“Non-renewable” central Washington water source nearly run dry
Have you had a 10,000 year-old glass of water? The water that’s pumped up from the Columbia Basin’s deepest irrigation wells (some as deep as 2,500 feet) has been there for at least that long.
Unfortunately, this prehistoric glass of water wouldn’t taste very good. Because of high pressure, water that deep is hot, about 125 degrees or as hot as a latte.
Plus, it’s full of corrosive minerals. According to radiocarbon testing by the Washington Department of Ecology, the Odessa aquifer water system is “dominated by waters 10,000 or more years old.”
This massive underground water supply was created during the most recent ice age, when large lakes covered eastern and central Washington and catastrophic floods carved out the scablands.

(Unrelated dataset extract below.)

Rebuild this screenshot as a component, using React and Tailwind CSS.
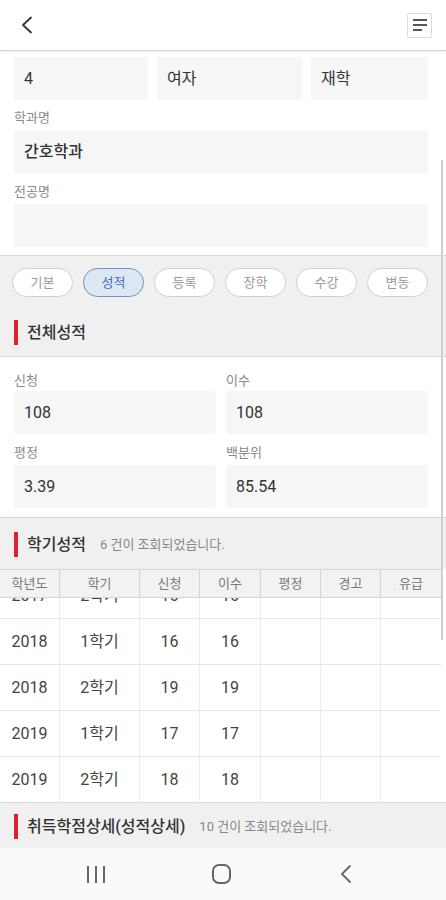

The aquifer hasn’t been refilled since.
There is no geologic connection to any surface water sources to replenish the aquifer, and groundwater pulled from the aquifer is not replaced by natural means.
This water has been used to irrigate crops since the 1950s, and now the aquifer is nearly depleted.
The Columbia Basin Project irrigates about 670,000 acres of land. If completed, the project would irrigate 1.1 million.
In the 1960s, as the project seemed to be hurrying toward completion, the state Department of Ecology issued a flurry of groundwater rights to appease farmers while the East High Canal was built. It seemed like a matter of time. The East High Canal was proposed to be 88 miles long, diverting water from the Main Canal immediately above Summer Falls and Billy Clapp Lake and irrigating 357,000 acres.
The idea with the groundwater permits was to tap the aquifers below ground, essentially underground oceans, to feed the crops while pipes and canals were built to bring the everlasting flow of the Columbia to the crops.
It was intended to be temporary. The aquifer is a finite source of water, only charged by the Missoula Floods tens of thousands of years ago. In other words, it isn’t replenished.
The East High Canal was never built. An environmental impact statement on the canal was completed in 1993 and its construction is in “deferred” status. Building it now would cost $3 billion, according to state estimates.
“They issued those permits knowing in effect they’d be mining the groundwater,” said Mike Schwisow, director of government relations for the Columbia Basin Development League. “The problem being addressed now is action taken by the state in late 1960s and 1970s.”
It’s not like no one saw this coming, even if the exact limits of the aquifer were a mystery.
“The aquifer’s been in decline for 30-plus years,” said Melissa Downes, technical and policy lead for the state Department of Ecology’s Office of Columbia River. “In the meantime, they’re using an aquifer that we probably didn’t know enough about.”
At the turn of the 21st century, the situation became untenable. Wells were drying up, the aquifer was on the edge of extinction and construction on the Columbia Basin Project was unlikely to start again.